Bespelling Jane Austen

Bespelling Jane AustenBespelling Jane Austen by Mary Balogh

My rating: 2 of 5 stars

I really wanted to like these stories, but they just didn't do it for me. They were OK--maybe even 2 1/2 stars. I felt like they could have been better written than they were, though. They felt rushed and not sufficiently developed, especially when it came to the believability of the romances.

The first novella in the book, "Almost Persuaded" by Mary Balogh, was very loosely based on Austen's Persuasion. Too loosely, which really was a large part of the problem. Jane Everett and Captain Mitford are soulmates who fall in love and then screw it up lifetime after lifetime. In this lifetime, however, each gets to keep a piece of memory from their past lives, although Jane has been raised to believe her memories are fantasies or dreams and has a hard time believing in reincarnation. Captain Mitford has no trouble talking her into making out with him within hours of their first meeting, swimming in just her shift, and having sex with him in the sunshine, despite her breeding as a proper young English lady, yet she can't overcome that same training when it comes to her memories, which she knows happen to coincide remarkably with local history? Seriously? Had Balogh stuck closer to the original story and characterizations, just folding in the reincarnation subplot, I think the novella would have been much more believable.

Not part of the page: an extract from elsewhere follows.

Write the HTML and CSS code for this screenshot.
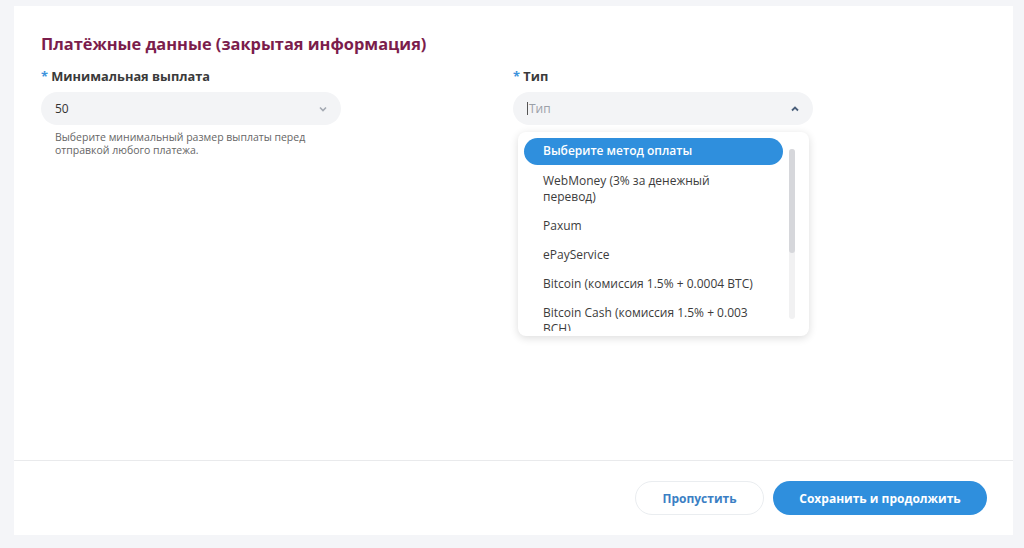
FILE: index.html
```html
<!DOCTYPE html>
<html lang="ru">
<head>
  <meta charset="UTF-8">
  <meta name="viewport" content="width=device-width, initial-scale=1.0">
  <title>Платёжные данные</title>
  <link rel="stylesheet" href="styles.css">
</head>
<body>
<div class="card">
  <div class="content">
    <h2 class="title">Платёжные данные (закрытая информация)</h2>
    <div class="fields">
      <div class="field">
        <label class="label"><span class="req">*</span> Минимальная выплата</label>
        <div class="select">
          <span class="value">50</span>
          <svg class="chev" width="8" height="6" viewBox="0 0 8 6"><path d="M1 1.5 L4 4.5 L7 1.5" fill="none" stroke="#a4a9b2" stroke-width="1.6"/></svg>
        </div>
        <p class="help">Выберите минимальный размер выплаты перед<br>отправкой любого платежа.</p>
      </div>
      <div class="field">
        <label class="label"><span class="req">*</span> Тип</label>
        <div class="select open">
          <span class="caret"></span><span class="placeholder">Тип</span>
          <svg class="chev" width="8" height="6" viewBox="0 0 8 6"><path d="M1 4.5 L4 1.5 L7 4.5" fill="none" stroke="#4a5f7a" stroke-width="1.8"/></svg>
        </div>
        <p class="help">Выберите метод оплаты для получения выплат.</p>
        <div class="dropdown">
          <ul class="options">
            <li class="active">Выберите метод оплаты</li>
            <li>WebMoney (3% за денежный<br>перевод)</li>
            <li>Paxum</li>
            <li>ePayService</li>
            <li>Bitcoin (комиссия 1.5% + 0.0004 BTC)</li>
            <li>Bitcoin Cash (комиссия 1.5% + 0.003<br>BCH)</li>
          </ul>
          <div class="scrollbar"><div class="thumb"></div></div>
        </div>
      </div>
    </div>
  </div>
  <div class="footer">
    <button class="btn ghost">Пропустить</button>
    <button class="btn primary">Сохранить и продолжить</button>
  </div>
</div>
</body>
</html>
```

FILE: styles.css
```css
body {
  margin: 0;
  font-family: "Open Sans", "Noto Sans", sans-serif;
  background: #f4f5f8;
  color: #333;
}
.card {
  background: #fff;
  margin: 6px 11px 0 14px;
  height: 529px;
  display: flex;
  flex-direction: column;
}
.content {
  flex: 1;
  padding: 26px 27px 0;
}
.title {
  margin: 0;
  font-size: 16.4px;
  font-weight: 700;
  color: #7b1d4c;
  line-height: 24px;
}
.fields {
  display: flex;
  margin-top: 12px;
}
.field {
  width: 472px;
  position: relative;
}
.label {
  display: block;
  font-size: 12.8px;
  font-weight: 700;
  color: #3a3a3a;
  line-height: 16px;
}
.req {
  color: #3d93dc;
}
.select {
  margin-top: 8px;
  width: 300px;
  height: 33px;
  border-radius: 17px;
  background: #f3f4f6;
  display: flex;
  align-items: center;
  padding: 0 14px;
  box-sizing: border-box;
  font-size: 12px;
  color: #333;
}
.select .value {
  flex: 1;
}
.select .placeholder {
  flex: 1;
  color: #9ba0a8;
}
.caret {
  width: 1px;
  height: 13px;
  background: #555;
  margin-right: 1px;
}
.help {
  margin: 6px 0 0 14px;
  font-size: 10.5px;
  line-height: 13px;
  color: #666;
}
.dropdown {
  position: absolute;
  top: 64px;
  left: 5px;
  width: 291px;
  height: 204px;
  background: #fff;
  border-radius: 8px;
  box-shadow: 0 2px 8px rgba(0, 0, 0, 0.14);
  overflow: hidden;
}
.options {
  list-style: none;
  margin: 0;
  padding: 6px 0 0 6px;
  height: 199px;
  box-sizing: border-box;
  overflow: hidden;
}
.options li {
  width: 259px;
  box-sizing: border-box;
  padding: 5px 19px;
  font-size: 12px;
  line-height: 16px;
  color: #3c3c3c;
  margin-bottom: 3px;
}
.options li.active {
  background: #2f8fdd;
  color: #fff;
  font-weight: 600;
  border-radius: 14px;
  height: 27px;
  padding-top: 5px;
  margin-bottom: 3px;
}
.scrollbar {
  position: absolute;
  top: 17px;
  left: 271px;
  width: 6px;
  height: 170px;
  background: #f1f1f2;
  border-radius: 3px;
}
.thumb {
  height: 104px;
  background: #d6d7db;
  border-radius: 3px;
}
.footer {
  border-top: 1px solid #e9eaec;
  height: 74px;
  display: flex;
  justify-content: flex-end;
  align-items: center;
  gap: 9px;
  padding: 0 26px 0 0;
}
.btn {
  height: 34px;
  border-radius: 17px;
  font-family: inherit;
  font-size: 12px;
  font-weight: 700;
  cursor: pointer;
}
.ghost {
  width: 129px;
  background: #fff;
  border: 1px solid #eaedf0;
  color: #3b7fc4;
}
.primary {
  width: 214px;
  background: #2f8fdd;
  border: none;
  color: #fff;
}
```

In Northanger Castle, Colleen Gleason tells of young Caroline Merrill, who has read far too many gothic novels and is convinced that vampires and poisoners are around every corner. Which, as it turns out, is not too far off, although she gets most of the details wrong. Gleason sticks a lot closer to the spirit of her inspiration, Northanger Abbey, and as a result, I think this is the second most successful of the novellas, right up until the fairly ridiculous ending.

Blood and Prejudice, by Susan Krinard, had great potential: modern-day setting wherein Mr. Darcy and Mr. Wickham are 200-yr-old vampires & Elizabeth is a bookstore owner whose family's company is being taken over by Bingley's family's pharmaceutical company. Krinard stays relatively close to the spirit of the original story. But again, it all falls apart in the willing-suspension-of-disbelief department by the time they get to the rushed ending. There are only *legends* among the locals about "nightwalkers"? Really? No one noticed that the exact same people have owned/lived in Pemberley for 200 years?? And Darcy has a Twilight-esque vampire battle with Lady Catherine to save Elizabeth? *sighhh*

Finally, Janet Mullany's "Little to Hex Her" rounds out the book. It's very loosely based on Austen's Emma. Also a modernized version, this one features Emma Woodhouse as the temporary manager of a supernatural dating service owned by her sister Isabella. Emma lives in Isabella's D.C. apartment in a building owned by Emma's ex-boyfriend, Knightley. Elton is an elf bent on revenge because Emma's assistant, Harriet, turned him into a frog (temporarily!) when she realized, while they were on a date, that he was interested in Emma instead. Frankly, this is probably the best of the novellas because it digresses so far from its inspiration. The romance is still slightly forced, but at least the story is fun.

For readers' advisors: story doorway, primarily. Some sexual content, especially in the last novella.